Allen has become the go-to fall guy, even when the subject at hand is miles away and the Allen-bashing must be violently forced, as in Kurt Andersen’s New York Times review of a Doonesbury compilation: “Garry Trudeau has not, thank goodness, fallen victim to Woody Allen Syndrome, neither Stage 1 (trying too desperately to be serious) nor Stage 2 (losing the ability to be funny).”

Dislike of Allen seems to be rooted in either his film persona or his public troubles. Forgetting those externals and concentrating on the page, we find, first of all, a disciple of S.J. Perelman.

Perelman, in a 50-year career that began in the 1920s, wrote countless comic essays and pastiches—“feuilletons,” he called them. He was a verbal surrealist who idolized James Joyce and inspired the nightmare comedies of his likeminded brother-in-law, Nathanael West.

Perelman is all over the title “Sam, You Made the Pants Too Fragrant,” one of Mere Anarchy’s 18 bagatelles. There’s explicit reference to Perelman’s “Farewell, My Lovely Appetizer” in Allen’s “How Deadly Your Taste Buds, My Sweet.” Raymond Chandler, whose rococo tough-guy lines also work as extravagant and imaginative self-parody, is a direct influence on both writers.

Allen, like Perelman, relishes throwing the vitality of Yiddish together with a thesaurus’ worth of pedantry, often in the service of a sincere hatred of the show-biz community (the latter being another trait both men share with Chandler and West).

“This Nib For Hire” has all the Perelman markers, along with the wiseass pop existentialism Allen has staked out as his special territory.
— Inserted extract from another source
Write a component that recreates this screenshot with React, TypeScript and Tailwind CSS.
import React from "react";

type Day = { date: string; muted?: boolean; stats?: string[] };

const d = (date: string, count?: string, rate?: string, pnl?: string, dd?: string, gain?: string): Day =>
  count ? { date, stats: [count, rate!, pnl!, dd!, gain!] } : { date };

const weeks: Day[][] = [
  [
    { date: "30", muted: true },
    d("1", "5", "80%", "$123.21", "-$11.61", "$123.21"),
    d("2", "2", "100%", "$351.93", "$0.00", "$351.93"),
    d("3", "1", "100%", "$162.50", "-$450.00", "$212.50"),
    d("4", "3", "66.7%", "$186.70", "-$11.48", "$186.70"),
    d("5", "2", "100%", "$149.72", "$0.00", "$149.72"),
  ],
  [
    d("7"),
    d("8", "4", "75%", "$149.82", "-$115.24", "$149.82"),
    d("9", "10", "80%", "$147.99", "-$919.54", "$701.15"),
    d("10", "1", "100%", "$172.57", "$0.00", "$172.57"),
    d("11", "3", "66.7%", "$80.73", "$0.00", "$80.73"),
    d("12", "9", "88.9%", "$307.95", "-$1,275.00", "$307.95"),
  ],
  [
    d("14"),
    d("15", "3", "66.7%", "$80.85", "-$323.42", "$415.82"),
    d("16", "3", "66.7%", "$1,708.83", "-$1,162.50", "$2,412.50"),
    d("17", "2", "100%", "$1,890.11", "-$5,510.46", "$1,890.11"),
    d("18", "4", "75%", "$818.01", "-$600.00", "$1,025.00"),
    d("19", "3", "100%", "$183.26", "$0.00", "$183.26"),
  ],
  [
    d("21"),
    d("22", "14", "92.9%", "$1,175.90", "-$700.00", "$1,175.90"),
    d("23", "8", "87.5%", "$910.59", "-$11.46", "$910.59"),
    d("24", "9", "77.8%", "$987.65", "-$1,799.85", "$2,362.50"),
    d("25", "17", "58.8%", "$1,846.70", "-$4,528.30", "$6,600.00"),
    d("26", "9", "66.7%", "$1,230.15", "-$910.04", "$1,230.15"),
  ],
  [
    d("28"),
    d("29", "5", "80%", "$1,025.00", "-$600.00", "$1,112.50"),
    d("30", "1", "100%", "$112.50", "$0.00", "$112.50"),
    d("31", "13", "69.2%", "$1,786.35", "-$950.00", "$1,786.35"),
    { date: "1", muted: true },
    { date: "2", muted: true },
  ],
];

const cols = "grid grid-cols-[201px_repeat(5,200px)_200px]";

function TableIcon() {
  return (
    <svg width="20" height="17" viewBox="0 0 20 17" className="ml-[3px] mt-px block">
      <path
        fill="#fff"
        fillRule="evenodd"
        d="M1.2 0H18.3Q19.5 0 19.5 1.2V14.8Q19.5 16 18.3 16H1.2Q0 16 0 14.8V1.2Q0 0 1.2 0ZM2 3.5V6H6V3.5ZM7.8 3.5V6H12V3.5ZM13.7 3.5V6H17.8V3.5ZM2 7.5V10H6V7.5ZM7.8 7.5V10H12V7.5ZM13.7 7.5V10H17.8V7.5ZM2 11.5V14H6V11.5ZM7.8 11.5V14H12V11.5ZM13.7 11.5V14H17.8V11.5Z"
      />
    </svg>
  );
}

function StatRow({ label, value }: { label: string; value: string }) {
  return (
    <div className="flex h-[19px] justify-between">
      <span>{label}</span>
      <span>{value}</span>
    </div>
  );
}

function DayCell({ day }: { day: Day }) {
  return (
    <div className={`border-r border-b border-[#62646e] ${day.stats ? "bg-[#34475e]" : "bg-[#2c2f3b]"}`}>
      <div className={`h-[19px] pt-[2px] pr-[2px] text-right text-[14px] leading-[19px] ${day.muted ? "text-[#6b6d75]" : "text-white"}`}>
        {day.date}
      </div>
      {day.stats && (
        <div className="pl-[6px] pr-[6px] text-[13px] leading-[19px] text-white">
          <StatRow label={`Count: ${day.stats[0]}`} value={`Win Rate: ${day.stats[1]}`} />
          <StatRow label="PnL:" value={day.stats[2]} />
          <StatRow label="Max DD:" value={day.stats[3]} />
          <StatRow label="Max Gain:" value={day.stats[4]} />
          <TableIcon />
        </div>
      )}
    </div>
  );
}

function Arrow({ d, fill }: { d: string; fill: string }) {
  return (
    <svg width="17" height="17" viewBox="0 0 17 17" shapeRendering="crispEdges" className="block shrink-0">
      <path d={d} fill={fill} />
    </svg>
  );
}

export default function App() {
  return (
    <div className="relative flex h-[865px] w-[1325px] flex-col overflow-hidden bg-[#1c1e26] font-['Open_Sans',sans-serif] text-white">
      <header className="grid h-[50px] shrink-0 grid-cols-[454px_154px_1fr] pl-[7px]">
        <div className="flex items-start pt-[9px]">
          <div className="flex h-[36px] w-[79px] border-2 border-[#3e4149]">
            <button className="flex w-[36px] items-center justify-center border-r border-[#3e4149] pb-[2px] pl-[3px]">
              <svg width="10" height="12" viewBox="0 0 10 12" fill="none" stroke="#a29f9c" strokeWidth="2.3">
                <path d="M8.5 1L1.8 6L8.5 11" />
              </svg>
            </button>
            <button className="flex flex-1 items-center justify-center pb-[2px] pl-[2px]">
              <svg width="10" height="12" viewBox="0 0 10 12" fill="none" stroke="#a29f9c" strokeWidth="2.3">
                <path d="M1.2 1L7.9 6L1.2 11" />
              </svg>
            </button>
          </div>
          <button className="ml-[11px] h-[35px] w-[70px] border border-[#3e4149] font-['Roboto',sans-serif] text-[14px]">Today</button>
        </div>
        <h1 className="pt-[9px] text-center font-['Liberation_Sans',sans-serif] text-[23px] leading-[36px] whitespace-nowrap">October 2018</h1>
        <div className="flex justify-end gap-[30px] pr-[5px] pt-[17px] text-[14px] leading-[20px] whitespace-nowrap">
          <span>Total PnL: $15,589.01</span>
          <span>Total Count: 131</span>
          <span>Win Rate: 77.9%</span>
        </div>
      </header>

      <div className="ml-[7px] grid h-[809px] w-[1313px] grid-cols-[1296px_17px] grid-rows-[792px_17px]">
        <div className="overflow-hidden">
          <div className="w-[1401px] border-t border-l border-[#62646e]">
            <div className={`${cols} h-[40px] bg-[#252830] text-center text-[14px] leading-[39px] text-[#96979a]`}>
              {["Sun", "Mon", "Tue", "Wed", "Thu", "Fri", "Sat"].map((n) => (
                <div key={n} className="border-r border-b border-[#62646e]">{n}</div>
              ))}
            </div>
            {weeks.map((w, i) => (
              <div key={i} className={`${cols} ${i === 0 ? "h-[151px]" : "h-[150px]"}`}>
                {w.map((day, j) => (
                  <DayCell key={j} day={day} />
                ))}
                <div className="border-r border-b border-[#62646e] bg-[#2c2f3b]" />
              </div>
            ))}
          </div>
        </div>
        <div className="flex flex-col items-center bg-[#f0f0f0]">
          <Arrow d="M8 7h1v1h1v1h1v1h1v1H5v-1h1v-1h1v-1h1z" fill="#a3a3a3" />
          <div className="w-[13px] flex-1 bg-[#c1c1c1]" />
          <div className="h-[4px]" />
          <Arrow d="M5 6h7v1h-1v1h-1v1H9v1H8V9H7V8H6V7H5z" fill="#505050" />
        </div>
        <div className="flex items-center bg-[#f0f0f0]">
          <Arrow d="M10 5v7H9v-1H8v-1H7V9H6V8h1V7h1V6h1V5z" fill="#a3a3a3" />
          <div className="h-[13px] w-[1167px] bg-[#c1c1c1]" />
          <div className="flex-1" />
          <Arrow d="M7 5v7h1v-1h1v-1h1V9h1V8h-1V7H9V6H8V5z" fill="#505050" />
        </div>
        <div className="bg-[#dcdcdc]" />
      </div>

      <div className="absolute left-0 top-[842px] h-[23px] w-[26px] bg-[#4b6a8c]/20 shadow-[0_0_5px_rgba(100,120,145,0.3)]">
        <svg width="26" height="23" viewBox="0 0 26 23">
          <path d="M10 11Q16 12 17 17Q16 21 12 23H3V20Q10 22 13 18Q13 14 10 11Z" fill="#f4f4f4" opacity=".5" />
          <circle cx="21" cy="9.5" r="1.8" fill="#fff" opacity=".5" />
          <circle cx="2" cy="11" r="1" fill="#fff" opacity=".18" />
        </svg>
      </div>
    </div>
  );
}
In the story, a crass producer with the W.C. fields-worthy name E. Coli Biggs (“If this is as lucrative as my proboscis signals, there’s copious zuzim to be stockpiled”) hires an idealistic, young, “serious” writer, Flanders Mealworm, to novelize a Three Stooges short.

“We are at least free to choose,” wept Curly, the bald one. “Condemned to death but free to choose.” And with that Moe poked his two fingers into Curly’s eyes. ‘Oooh, oooh, oooh,” Curly wailed, “the cosmos is so devoid of any justice.” He stuck an unpeeled banana in Moe’s mouth and shoved it all the way in.

We are informed that Mealworm’s previous book was The Hockfleisch Chronicles, a novel in which the protagonist “travels back in time and hides King George’s wig, thus hastening the Stamp Act.”

Allen excels at titles for non-existent works of bad art. They’re studded throughout Mere Anarchy, and stumbling on them provides the most consistent supply of laughs. Examples: Dry Heaves: A Journal of Opinion; a soap opera called When A Mole Darkens; and the Broadway musical Fun de Siecle, in which Wittgenstein and Alma Mahler sing the love duet “Of Things We Cannot Speak We Must Remain Silent.”